MULTIMODAL SPATIAL DEICTICS IN FACE-TO-FACE AND ONLINE EMI LECTURER DISCOURSE

Mariangela Picciuolo
University of Bologna (Italy)

The shift to online teaching has affected every educational setting, including English-Medium Instruction (EMI). However, online EMI is still unexplored (Querol-Julián 2021). To address this gap, this study compares, from a multimodal perspective (O’Halloran et al. 2014) EMI lecturer discourse in face-to-face (F2F) and online distance learning (ODL). The main analytical focus is on variations occurring in lecturer’s use of spatial deixis (Levinson 1983, Fillmore 1997) as a consequence of the reconceptualization of space following the shift to online teaching. Spatial deixis is critical to students’ comprehension as it allows the lecturer to direct students’ attention towards purposeful objects in the space of the classroom in order to create and clarify meanings (Hyland 2005, Bamford 2004, Peeters et al. 2014, Friginal et al. 2017). Students’ comprehension has long been a concern for EMI lecturers (Lasagabaster & Doiz 2021) but the shift to online teaching has further challenged them (Cicillini & Giacosa, 2020).

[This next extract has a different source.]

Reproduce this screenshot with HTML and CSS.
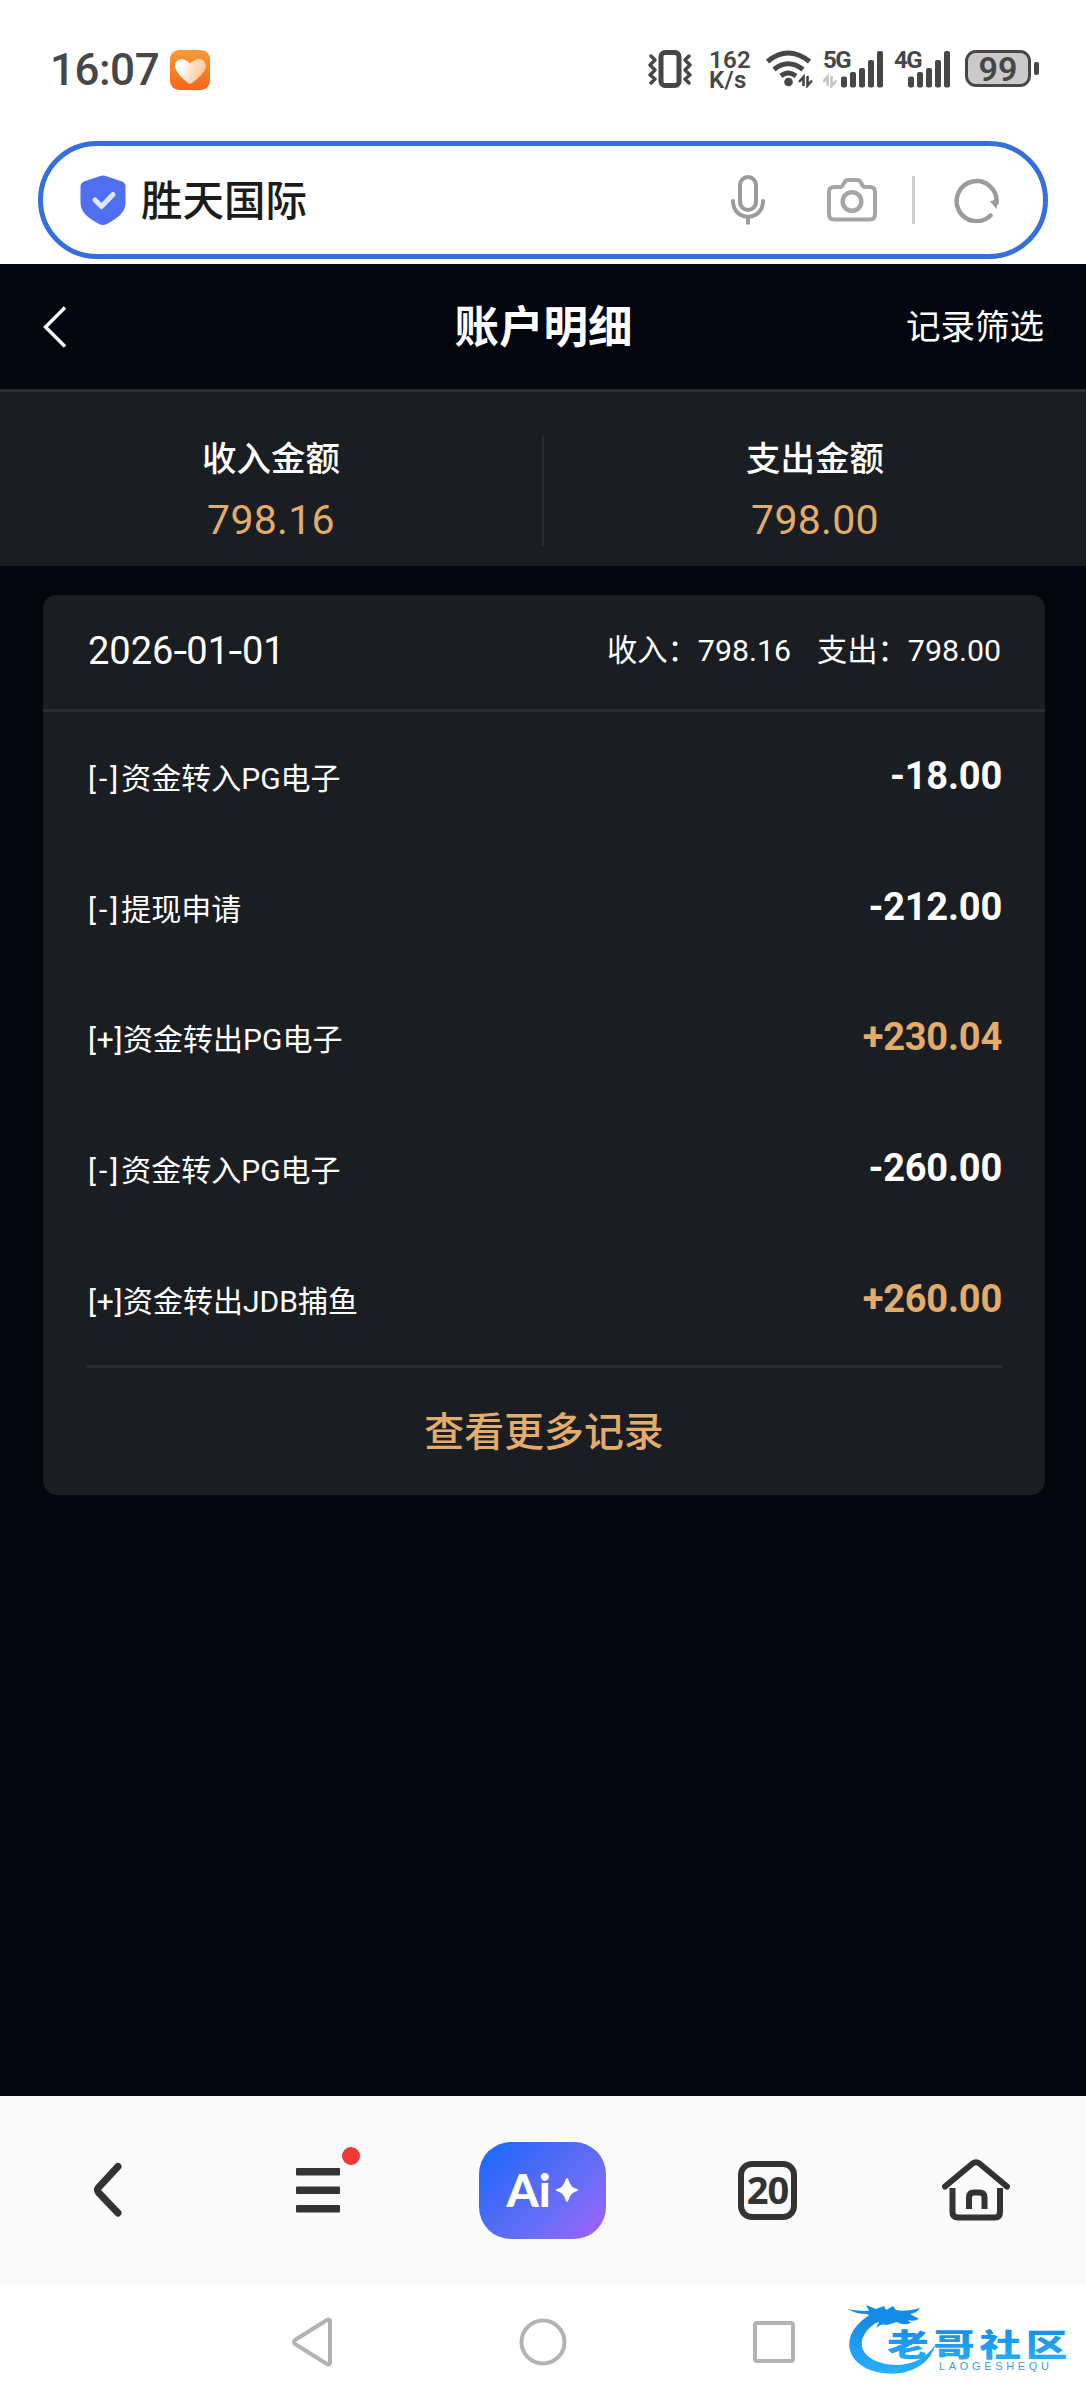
FILE: index.html
```html
<!DOCTYPE html>
<html lang="zh-CN">
<head>
<meta charset="utf-8">
<title>账户明细</title>
<link rel="stylesheet" href="styles.css">
</head>
<body>
<div class="phone">
  <header class="status">
    <span class="clock">16:07</span>
    <svg class="health" width="40" height="40" viewBox="0 0 40 40">
      <defs>
        <linearGradient id="hb" x1="0" y1="0" x2="0" y2="1"><stop offset="0" stop-color="#f99b35"/><stop offset="1" stop-color="#f8651c"/></linearGradient>
        <linearGradient id="hh" x1="0" y1="0" x2="1" y2=".3"><stop offset=".3" stop-color="#fff"/><stop offset=".6" stop-color="#ffe0c4"/><stop offset="1" stop-color="#ffc89c"/></linearGradient>
      </defs>
      <rect width="40" height="40" rx="9" fill="url(#hb)"/>
      <path d="M20 34C18 34 5 22 5 16.500C5 8 14 7 20 13.500C26 7 36 8 36 16.500C36 22 22 34 20 34Z" fill="url(#hh)"/>
    </svg>
    <div class="indicators">
      <svg class="vibrate" width="44" height="38" viewBox="0 0 44 38" fill="none" stroke="#474747">
        <rect x="13" y="2.500" width="18" height="33" rx="4" stroke-width="5"/>
        <path d="M3 6l4 4-5 5 5 5-5 5 5 4-4 4M41 6l-4 4 5 5-5 5 5 5-5 4 4 4" stroke-width="3.400" stroke-linejoin="round" stroke-linecap="round"/>
      </svg>
      <div class="speed"><span>162</span><span>K/s</span></div>
      <svg class="wifi" width="47" height="38" viewBox="0 0 47 38" fill="none" stroke="#474747" stroke-width="5">
        <path d="M1.500 11.500Q22 -5.500 43.500 11.500M8 19.500Q22 8 37 19.500M15 26Q22 20 30 26"/>
        <circle cx="22.500" cy="32" r="4.300" fill="#474747" stroke="none"/>
        <path d="M37.500 36V27l-4.500 5M41.500 26v9.500l4.500-5" stroke-width="2.600"/>
      </svg>
      <div class="net">
        <span class="gen">5G</span>
        <svg width="60" height="38" viewBox="0 0 60 38" fill="#474747">
          <path d="M4.500 36V27L0 32M8.500 26v10l5-5.500" fill="none" stroke="#c4c4c4" stroke-width="2.600"/>
          <rect x="18" y="26.500" width="6" height="11" rx="2"/><rect x="27" y="22" width="6" height="15.500" rx="2"/><rect x="36" y="18" width="6" height="19.500" rx="2"/><rect x="45" y="10" width="6" height="27.500" rx="2"/><rect x="54" y="1" width="6" height="36.500" rx="2"/>
        </svg>
      </div>
      <div class="net second">
        <span class="gen">4G</span>
        <svg width="56" height="38" viewBox="4 0 56 38" fill="#474747">
          <rect x="18" y="26.500" width="6" height="11" rx="2"/><rect x="27" y="22" width="6" height="15.500" rx="2"/><rect x="36" y="18" width="6" height="19.500" rx="2"/><rect x="45" y="10" width="6" height="27.500" rx="2"/><rect x="54" y="1" width="6" height="36.500" rx="2"/>
        </svg>
      </div>
      <div class="battery">99</div>
      <i class="nub"></i>
    </div>
  </header>

  <div class="search">
    <svg class="shield" width="46" height="50" viewBox="0 0 46 50">
      <path d="M19.500 1.200Q23 0 26.500 1.200L42 6.500Q45.500 8 45.500 11.500V28C45.500 38 36 44 27 49Q23 51 19 49C10 44 .5 38 .5 28V11.500Q.5 8 4 6.500Z" fill="#4f6ef2"/>
      <path d="M15 25l6.500 6.500L33 19.500" fill="none" stroke="#dfe6ff" stroke-width="5" stroke-linecap="round" stroke-linejoin="round"/>
    </svg>
    <span class="site">胜天国际</span>
    <svg class="mic" width="36" height="50" viewBox="0 0 36 50" fill="none" stroke="#9b9b9b" stroke-width="4">
      <rect x="10" y="2" width="16" height="33" rx="8"/><path d="M3 26c0 21 30 21 30 0" stroke-linecap="round"/><path d="M18 41.500v8"/>
    </svg>
    <svg class="camera" width="50" height="44" viewBox="0 0 50 44" fill="none" stroke="#a6a6a6" stroke-width="4">
      <path d="M7 9h6.500q2-.5 3-3l1.300-2Q18.500 2 21 2h9q2.500 0 3.500 2l1.500 2.500q1 2.500 3 2.500h5q5 0 5 5v22q0 5.500-5 5.500H7q-5 0-5-5.500V14q0-5 5-5Z"/><circle cx="25" cy="23.500" r="9.300" stroke-width="4.500"/>
    </svg>
    <i class="bar"></i>
    <svg class="reload" width="46" height="46" viewBox="0 0 46 46">
      <path d="M36.500 38.500A20 20 0 1 1 42.500 26" fill="none" stroke="#9b9b9b" stroke-width="4.500" stroke-linecap="round"/>
      <path d="M36 24.500l8.500-3L42.500 32Z" fill="#9b9b9b"/>
    </svg>
  </div>

  <main class="page">
    <div class="titlebar">
      <svg class="back" width="24" height="42" viewBox="0 0 24 42" fill="none" stroke="#fff" stroke-width="3.400"><path d="M22 1.500L2.500 21 22 40.500"/></svg>
      <h1>账户明细</h1>
      <span class="filter">记录筛选</span>
    </div>
    <section class="totals">
      <div class="total"><span class="label">收入金额</span><span class="value">798.16</span></div>
      <div class="total"><span class="label">支出金额</span><span class="value">798.00</span></div>
    </section>
    <section class="card">
      <div class="day"><span class="date">2026<span class="dash">-</span>01<span class="dash">-</span>01</span><span class="sum">收入：798.16</span><span class="sum out">支出：798.00</span></div>
      <ul class="rows">
        <li><span><span class="sign">[-]</span>资金转入PG电子</span><b>-18.00</b></li>
        <li><span><span class="sign">[-]</span>提现申请</span><b>-212.00</b></li>
        <li><span><span class="plus">[+]</span>资金转出PG电子</span><b class="in">+230.04</b></li>
        <li><span><span class="sign">[-]</span>资金转入PG电子</span><b>-260.00</b></li>
        <li><span><span class="plus">[+]</span>资金转出JDB捕鱼</span><b class="in">+260.00</b></li>
      </ul>
      <div class="more">查看更多记录</div>
    </section>
  </main>

  <nav class="toolbar">
    <svg width="30" height="56" viewBox="0 0 30 56" fill="none" stroke="#333" stroke-width="7" stroke-linecap="round" stroke-linejoin="round"><path d="M25 4.500L5.500 25.500Q3.500 28 5.500 30.500L25 51"/></svg>
    <div class="menu">
      <svg width="44" height="46" viewBox="0 0 44 46" fill="#333"><rect y="1" width="44" height="7.500" rx="1"/><rect y="19.500" width="44" height="7.500" rx="1"/><rect y="38" width="44" height="7.500" rx="1"/></svg>
      <i class="dot"></i>
    </div>
    <div class="ai"><span>Ai</span><svg width="24" height="26" viewBox="0 0 24 26"><path d="M12 1Q13 1 13.500 3Q15.500 10.500 22 12Q24.500 13 22 14Q15.500 15.500 13.500 23Q12 27 10.500 23Q8.500 15.500 2 14Q-.5 13 2 12Q8.500 10.500 10.500 3Q11 1 12 1Z" fill="#fff"/></svg></div>
    <div class="tabs">20</div>
    <svg width="68" height="62" viewBox="0 0 68 62" fill="none" stroke="#333" stroke-width="6"><path d="M3 27.500L30.500 4.500Q34 2 37.500 4.500L65 27.500" stroke-linecap="round"/><path d="M10.500 29v24q0 5.500 5.500 5.500h37q5 0 5-5.500V29"/><path d="M27 50V38.500q0-5 5-5h5.500q5 0 5 5V50"/></svg>
  </nav>

  <footer class="sysnav">
    <svg width="42" height="50" viewBox="0 0 42 50" fill="none" stroke="#b3b3b3" stroke-width="4" stroke-linejoin="round"><path d="M39 3.500v43Q38 48 36 47L4 27Q2 25 4 23L36 3Q38 2 39 3.500Z"/></svg>
    <svg width="48" height="48" viewBox="0 0 48 48" fill="none" stroke="#b3b3b3" stroke-width="4"><circle cx="24" cy="24" r="21.500"/></svg>
    <svg width="42" height="42" viewBox="0 0 42 42" fill="none" stroke="#b3b3b3" stroke-width="4"><rect x="2" y="2" width="38" height="38" rx="2"/></svg>
  </footer>

  <svg class="brand" width="226" height="84" viewBox="0 0 226 84">
    <defs><linearGradient id="bl" x1="0" y1="0" x2="0" y2="1"><stop offset="0" stop-color="#1486e2"/><stop offset="1" stop-color="#27b1fb"/></linearGradient></defs>
    <path d="M27 13C-4 29 -3 60 28 70C55 78 84 68 90 44C80 60 58 68 37 62C11 55 10 34 34 20Z" fill="url(#bl)"/>
    <path d="M3 8Q12 10 24 10L21 4L31 8L39 5L41 9L48 5L51 9Q62 11 75 7Q72 12 65 13L74 18Q69 21 63 19L66 22Q58 25 52 21L42 24Q36 22 31 27L34 21L26 23Q29 17 22 13Q10 13 3 8Z" fill="#138bea"/>
    <text class="brand-name" transform="translate(42 55) scale(1.34 1)" x="0 34.500 69 103.500" y="0" fill="url(#bl)">老哥社区</text>
    <text class="brand-sub" x="94" y="69" textLength="110">LAOGESHEQU</text>
  </svg>
</div>
</body>
</html>
```
FILE: styles.css
```css
* { box-sizing: border-box; }
body { margin: 0; background: #fff; }
svg { display: block; flex: none; }
.phone {
  position: relative;
  width: 1086px;
  height: 2400px;
  display: flex;
  flex-direction: column;
  overflow: hidden;
  font-family: Roboto, "Noto Sans CJK SC", sans-serif;
  color: #fff;
}

/* status bar */
.status {
  height: 141px;
  padding: 50px 47px 0 50px;
  display: flex;
  align-items: flex-start;
  color: #474747;
}
.clock { width: 120px; font-size: 44px; line-height: 40px; font-weight: 500; letter-spacing: -.5px; }
.indicators { margin-left: auto; display: flex; align-items: flex-start; height: 38px; }
.speed { margin-left: 17px; width: 42px; display: flex; flex-direction: column; font-size: 24px; line-height: 20px; font-weight: 600; letter-spacing: .3px; }
.wifi { margin-left: 15px; }
.net { position: relative; margin-left: 10px; }
.second { margin-left: 11px; }
.gen { position: absolute; left: 0; top: 0; font-size: 24px; line-height: 20px; font-weight: 700; letter-spacing: -1.500px; }
.battery {
  margin-left: 15px;
  width: 66px;
  height: 37px;
  border: 3px solid #474747;
  border-radius: 11px;
  background: #cacaca;
  font-size: 34px;
  line-height: 32px;
  font-weight: 600;
  text-align: center;
}
.nub { width: 5px; height: 13px; margin: 12px 0 0 3px; border-radius: 2px; background: #474747; }

/* address bar */
.search {
  flex: none;
  height: 118px;
  margin: 0 38px 5px;
  padding: 0 43px 0 37px;
  border: 5px solid #356fdd;
  border-radius: 59px;
  display: flex;
  align-items: center;
}
.site { margin: 3px 0 0 15px; font-size: 41.500px; line-height: 60px; font-weight: 500; color: #1c1c1c; }
.mic { margin-left: auto; margin-right: 61px; }
.camera { margin-right: 35px; }
.bar { width: 3px; height: 48px; margin-right: 39px; background: #cecece; }

/* account page */
.page { flex: none; height: 1832px; background: #03060e; }
.titlebar {
  height: 128px;
  padding: 0 42px 0 43px;
  border-bottom: 3px solid #2a2d32;
  display: grid;
  grid-template-columns: 1fr auto 1fr;
  align-items: center;
}
.titlebar h1 { margin: 2px 0 0; font-size: 44.500px; line-height: 60px; font-weight: 700; }
.filter { justify-self: end; font-size: 34.500px; line-height: 50px; }
.totals { height: 174px; background: #1a1d21; display: flex; padding-top: 44px; }
.total { flex: 1; height: 110px; display: flex; flex-direction: column; align-items: center; }
.total + .total { border-left: 2px solid #2a2d32; }
.label { font-size: 34.500px; line-height: 46px; font-weight: 500; }
.value { margin-top: 14px; font-size: 41px; line-height: 48px; letter-spacing: .3px; color: #e2ac6b; }
.card { width: 1002px; height: 900px; margin: 29px 0 0 43px; border-radius: 14px; background: #1a1d21; }
.day { height: 117px; padding: 0 44px 2px 45px; border-bottom: 3px solid #2a2d32; display: flex; align-items: center; }
.date { margin-right: auto; font-size: 38px; line-height: 50px; }
.dash { display: inline-block; transform: scaleX(1.3); margin: 0 1.200px; }
.sum { font-size: 30.300px; line-height: 44px; }
.out { margin-left: 26px; }
.rows { list-style: none; margin: 0 43px 0 44px; padding: 0; border-bottom: 3px solid #2a2d32; }
.rows li { height: 130.700px; padding: 0 0 3px 1px; display: flex; align-items: center; justify-content: space-between; font-size: 30px; }
.sign { letter-spacing: 3px; }
.plus { letter-spacing: .7px; }
.rows b { font-size: 38px; font-weight: 700; letter-spacing: -.2px; }
.rows .in { color: #e2ac6b; }
.more { height: 128px; line-height: 130px; text-align: center; font-size: 39.900px; font-weight: 500; color: #e2ac6b; }

/* browser toolbar */
.toolbar { flex: none; height: 188px; background: #fafafa; padding: 0 76px 0 93px; display: flex; align-items: center; }
.toolbar > :first-child { margin-right: 173px; }
.menu { position: relative; margin-right: 139px; }
.dot { position: absolute; left: 46px; top: -20px; width: 18px; height: 18px; border-radius: 50%; background: #ec3b36; }
.ai {
  width: 127px;
  height: 97px;
  margin-right: 132px;
  border-radius: 32px;
  background: linear-gradient(135deg, #1f69ff 8%, #4a6af4 38%, #6e6ef8 68%, #9d62ff 96%);
  display: flex;
  align-items: center;
  justify-content: center;
  font: 900 46px/60px Lato, sans-serif;
}
.ai svg { margin-left: 4px; }
.tabs { width: 59px; height: 59px; margin-right: auto; border: 6px solid #333; border-radius: 14px; color: #333; text-align: center; font: 700 38px/45px "Noto Sans", sans-serif; letter-spacing: -1px; }

/* system navigation */
.sysnav { flex: none; height: 116px; padding: 0 291px; display: flex; align-items: center; justify-content: space-between; background: #fff; }

.brand { position: absolute; left: 845px; top: 2301px; }
.brand-name { font: 900 31px "Noto Sans CJK SC", sans-serif; }
.brand-sub { font: 11px "Liberation Sans", sans-serif; fill: #3f9ddd; }
```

A small corpus of six EMI Engineering lectures was used to investigate how patterns of lexical deictics co-occurring with non-verbal modes – i.e. gestures and “actional resources” (O’Halloran et al. 2014: 251) including mouse movements – are deployed to accomplish specific communicative functions in different lecture modes. Findings indicate that ODL lecturer discourse links students closer to the immediate physical context, such that they can rely on it for interpretation to a greater extent than in F2F. Findings have relevance for the design of computer-assisted teaching methods as a means to develop EMI lecturers’ multimodal competence (Morell 2018).